Back-office work used to be the quiet bit. Necessary, dull, often ignored until something went wrong. That era is ending fast. By 2026, finance teams are sitting at the centre of decision-making, powered by automation and sharpened by human judgement. The real shift is not the software. It’s how finance outsourcing services now blend technology with experience, creating hybrid teams that think as well as process.
Outsourcing is no longer a polite way of saying “someone cheaper does the books”. AI now handles close to half of routine finance work. Optical character recognition reads invoices at speed. Bots reconcile bank feeds at three in the morning without complaint. Month-end closes that once dragged on now wrap up days earlier. What businesses are buying today is interpretation. They want answers, not spreadsheets. They want someone who can say, “This trend matters,” or, “That number is lying to you.”
That is why the hybrid finance team has arrived.
One common frustration for growing firms is what advisers call dark data. Information sits in different systems, doesn’t agree with itself, and never quite adds up. Sales reports tell one story. Cash flow tells another. Forecasts change depending on who built them. The result is decision-making by gut feel, often dressed up as experience.
Modern finance outsourcing services attack this problem head-on. AI pulls data from fragmented sources and cleans it before a human ever opens the dashboard. Errors get flagged early. Duplicates disappear. Patterns start to show. Suddenly, the numbers speak plain English. A managing director can see which product lines quietly drain cash. A founder spots how late payments ripple through payroll and tax.
There is also a speed benefit that often gets overlooked. When data is clean and centralised, questions get answered faster. Board packs no longer take weeks. Scenario planning becomes a working habit, not a once-a-year scramble. That agility matters when markets wobble or costs jump overnight.

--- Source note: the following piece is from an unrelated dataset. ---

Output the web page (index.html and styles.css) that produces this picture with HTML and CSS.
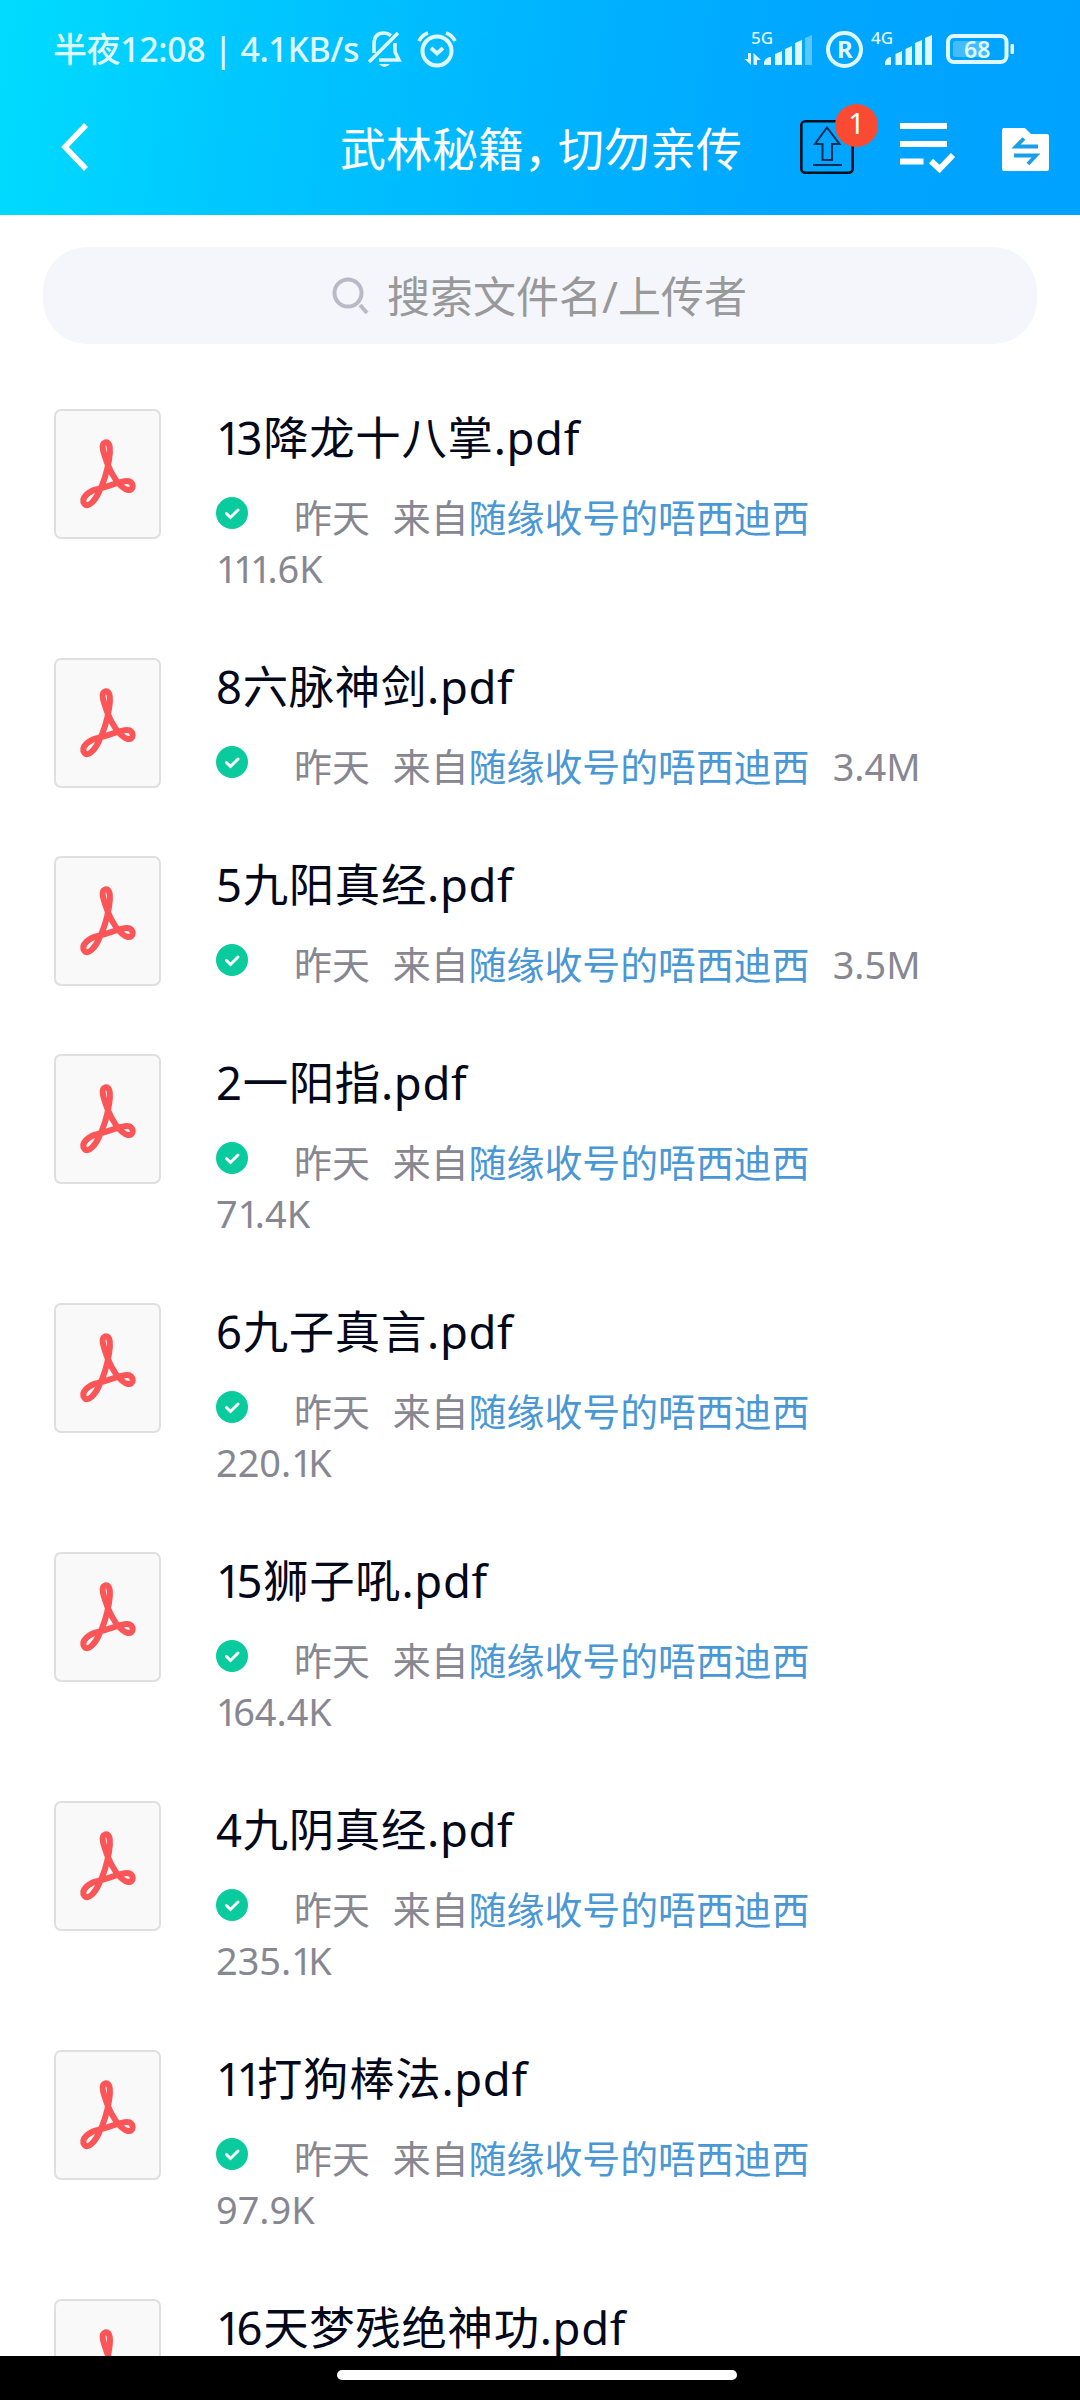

This matters more now because compliance pressure is rising. Digital reporting rules demand cleaner data and quicker responses. Mistakes cost more than embarrassment. They cost time, trust, and cash. Machines do the heavy lifting. People decide what action to take, and when to take it.
That human layer is the part many SMEs miss when they try to automate alone. Bots are brilliant at “what”. They struggle with “why”.
The human-in-the-loop model fixes that gap. Reconciliations run around the clock. Accruals are drafted before the kettle boils. Then a qualified finance professional steps in. They explain why margins dipped in March. They ask awkward questions about stock levels. They connect numbers to hiring plans, pricing decisions, and expansion risk.
For many firms, this role overlaps neatly with part time CFO services for SMEs. You get senior financial thinking without a full-time salary. No long onboarding. No corner office politics. Just sharp insight when it counts. This suits businesses scaling fast, preparing for funding, or trying to stay profitable while costs creep upward.
Security has also climbed the agenda. In 2026, cybercrime is not just phishing emails with bad grammar. AI-driven vishing uses cloned voices and real data. One convincing call can empty an account. A single in-house bookkeeper, juggling deadlines and inbox noise, is an easy target.
Outsourced finance teams reduce that risk. They work with layered approvals, monitored systems, and clear separation of duties. AI spots odd behaviour. Humans verify intent. It creates a wider security perimeter than most small firms could build on their own. That extra distance often stops fraud before money moves.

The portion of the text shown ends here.